* **Records provided**:

========

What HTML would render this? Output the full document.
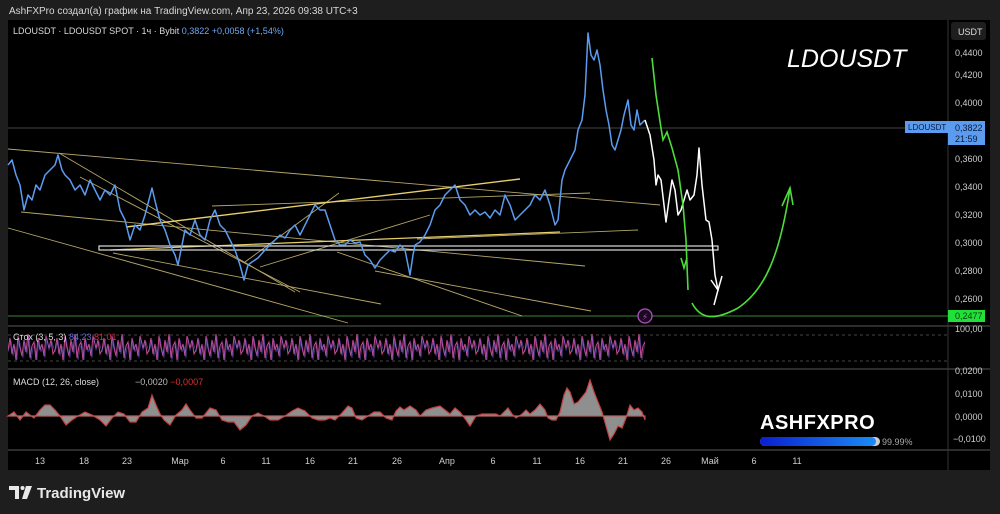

========

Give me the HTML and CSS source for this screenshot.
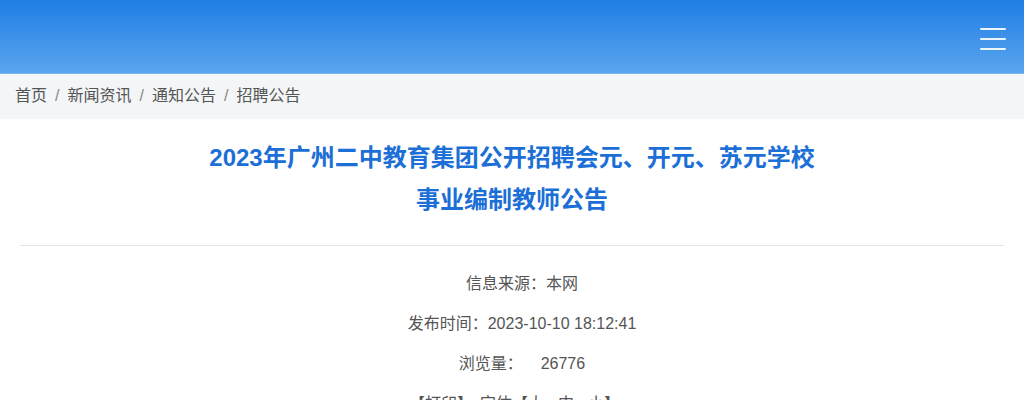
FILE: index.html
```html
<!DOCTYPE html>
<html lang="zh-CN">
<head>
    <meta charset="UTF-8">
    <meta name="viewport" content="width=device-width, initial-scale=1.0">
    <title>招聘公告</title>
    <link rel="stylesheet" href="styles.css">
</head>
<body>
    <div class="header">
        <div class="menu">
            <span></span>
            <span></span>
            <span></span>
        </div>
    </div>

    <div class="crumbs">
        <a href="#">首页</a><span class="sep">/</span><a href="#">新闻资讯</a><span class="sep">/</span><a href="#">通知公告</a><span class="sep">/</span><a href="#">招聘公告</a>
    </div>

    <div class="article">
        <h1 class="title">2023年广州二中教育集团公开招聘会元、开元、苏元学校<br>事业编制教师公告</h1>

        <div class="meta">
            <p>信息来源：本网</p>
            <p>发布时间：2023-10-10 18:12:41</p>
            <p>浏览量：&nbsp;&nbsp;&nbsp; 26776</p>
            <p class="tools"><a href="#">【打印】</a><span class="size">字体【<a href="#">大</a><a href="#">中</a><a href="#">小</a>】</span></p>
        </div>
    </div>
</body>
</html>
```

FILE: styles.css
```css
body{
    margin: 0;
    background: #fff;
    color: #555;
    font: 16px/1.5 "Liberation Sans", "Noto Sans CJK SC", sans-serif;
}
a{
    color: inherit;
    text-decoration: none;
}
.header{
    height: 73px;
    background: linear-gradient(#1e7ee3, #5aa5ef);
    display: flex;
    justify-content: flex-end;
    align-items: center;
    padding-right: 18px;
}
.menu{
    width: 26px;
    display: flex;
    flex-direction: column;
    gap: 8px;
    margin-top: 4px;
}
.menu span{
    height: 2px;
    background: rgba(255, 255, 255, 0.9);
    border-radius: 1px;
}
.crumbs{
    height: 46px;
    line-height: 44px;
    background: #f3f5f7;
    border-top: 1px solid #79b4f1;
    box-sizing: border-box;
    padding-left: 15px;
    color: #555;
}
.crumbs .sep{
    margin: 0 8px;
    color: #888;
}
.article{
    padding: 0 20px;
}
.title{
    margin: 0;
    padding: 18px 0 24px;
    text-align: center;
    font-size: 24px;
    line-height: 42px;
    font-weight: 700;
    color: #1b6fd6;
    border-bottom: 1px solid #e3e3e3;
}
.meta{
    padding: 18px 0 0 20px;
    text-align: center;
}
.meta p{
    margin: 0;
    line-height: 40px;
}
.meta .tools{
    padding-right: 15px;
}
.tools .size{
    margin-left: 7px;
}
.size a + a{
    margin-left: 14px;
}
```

========

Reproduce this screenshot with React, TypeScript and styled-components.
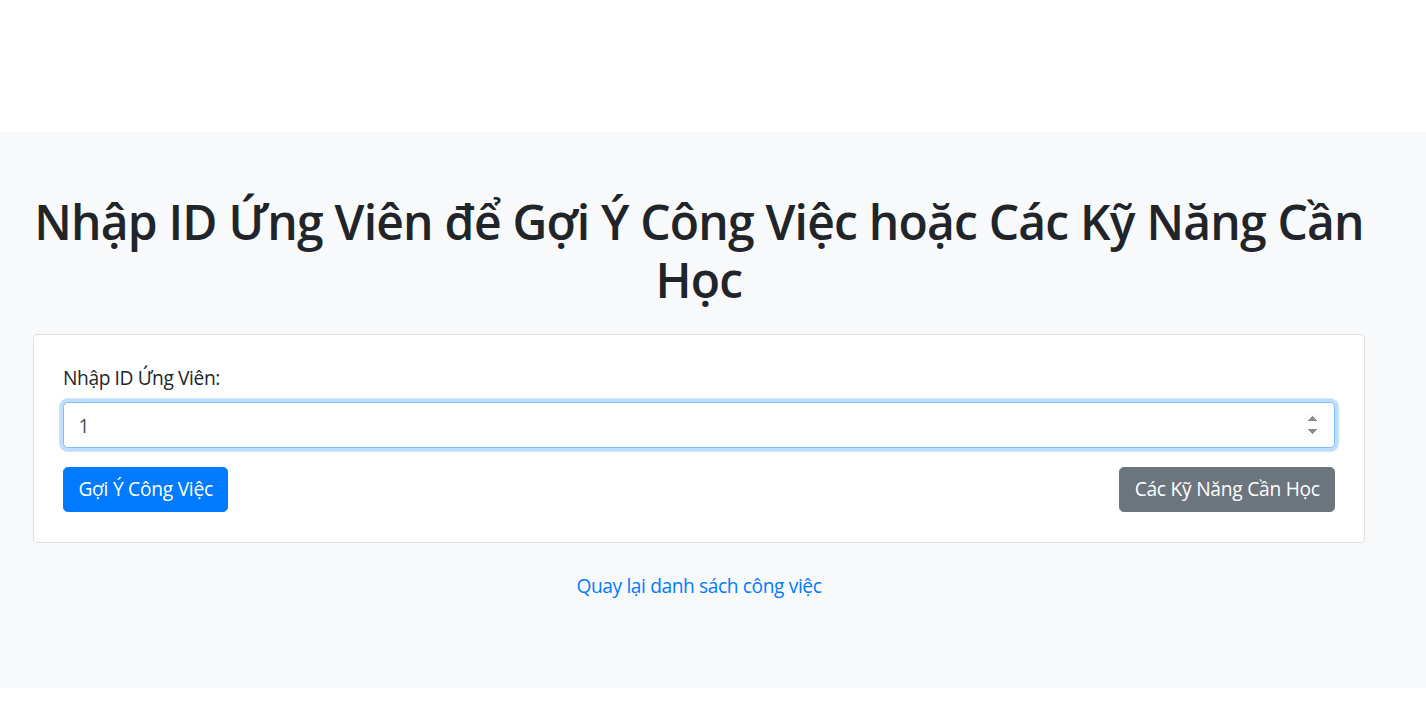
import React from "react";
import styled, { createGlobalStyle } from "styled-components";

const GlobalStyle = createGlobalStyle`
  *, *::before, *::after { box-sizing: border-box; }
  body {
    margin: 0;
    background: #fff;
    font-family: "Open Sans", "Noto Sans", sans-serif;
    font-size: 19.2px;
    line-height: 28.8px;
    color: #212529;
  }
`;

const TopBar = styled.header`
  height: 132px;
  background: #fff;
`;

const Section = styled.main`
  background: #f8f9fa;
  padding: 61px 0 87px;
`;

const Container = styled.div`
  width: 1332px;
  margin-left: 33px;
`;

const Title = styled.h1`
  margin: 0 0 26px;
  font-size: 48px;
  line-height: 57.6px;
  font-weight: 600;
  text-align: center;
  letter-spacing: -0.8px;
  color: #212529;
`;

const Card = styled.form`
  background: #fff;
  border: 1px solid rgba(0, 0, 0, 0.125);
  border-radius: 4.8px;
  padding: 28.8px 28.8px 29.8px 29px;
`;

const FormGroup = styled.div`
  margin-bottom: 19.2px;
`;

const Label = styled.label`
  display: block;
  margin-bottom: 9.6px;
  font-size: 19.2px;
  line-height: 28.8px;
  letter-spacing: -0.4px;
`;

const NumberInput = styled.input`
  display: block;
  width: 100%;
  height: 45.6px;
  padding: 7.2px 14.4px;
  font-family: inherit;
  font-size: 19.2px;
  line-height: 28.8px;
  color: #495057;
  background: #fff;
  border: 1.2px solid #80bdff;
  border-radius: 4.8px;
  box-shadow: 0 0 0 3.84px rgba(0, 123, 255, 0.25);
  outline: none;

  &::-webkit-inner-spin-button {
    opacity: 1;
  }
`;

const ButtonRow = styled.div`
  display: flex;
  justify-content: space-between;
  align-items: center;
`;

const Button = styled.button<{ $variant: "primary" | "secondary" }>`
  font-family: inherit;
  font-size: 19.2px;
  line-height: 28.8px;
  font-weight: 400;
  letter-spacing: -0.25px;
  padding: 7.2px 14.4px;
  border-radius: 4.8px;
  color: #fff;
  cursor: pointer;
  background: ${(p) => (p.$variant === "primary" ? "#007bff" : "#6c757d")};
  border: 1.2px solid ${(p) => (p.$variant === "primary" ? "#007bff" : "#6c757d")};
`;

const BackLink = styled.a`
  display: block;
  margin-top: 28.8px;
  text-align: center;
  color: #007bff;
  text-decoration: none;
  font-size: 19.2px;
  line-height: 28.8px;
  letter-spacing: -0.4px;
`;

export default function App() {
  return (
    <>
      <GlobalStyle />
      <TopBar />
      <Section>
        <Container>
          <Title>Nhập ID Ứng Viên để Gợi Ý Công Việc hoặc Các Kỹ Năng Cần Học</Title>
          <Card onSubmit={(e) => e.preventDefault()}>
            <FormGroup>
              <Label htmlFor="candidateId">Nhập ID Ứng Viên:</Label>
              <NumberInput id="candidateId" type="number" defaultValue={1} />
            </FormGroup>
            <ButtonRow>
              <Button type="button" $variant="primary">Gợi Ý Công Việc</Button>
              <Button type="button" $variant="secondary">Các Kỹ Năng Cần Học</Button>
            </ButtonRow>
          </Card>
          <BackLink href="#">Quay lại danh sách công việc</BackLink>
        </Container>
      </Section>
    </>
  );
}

========

* **The task**: Read the entries above, then pull out the lines that include "this".

* **Task answer**:
What HTML would render this? Output the full document.
Give me the HTML and CSS source for this screenshot.
Reproduce this screenshot with React, TypeScript and styled-components.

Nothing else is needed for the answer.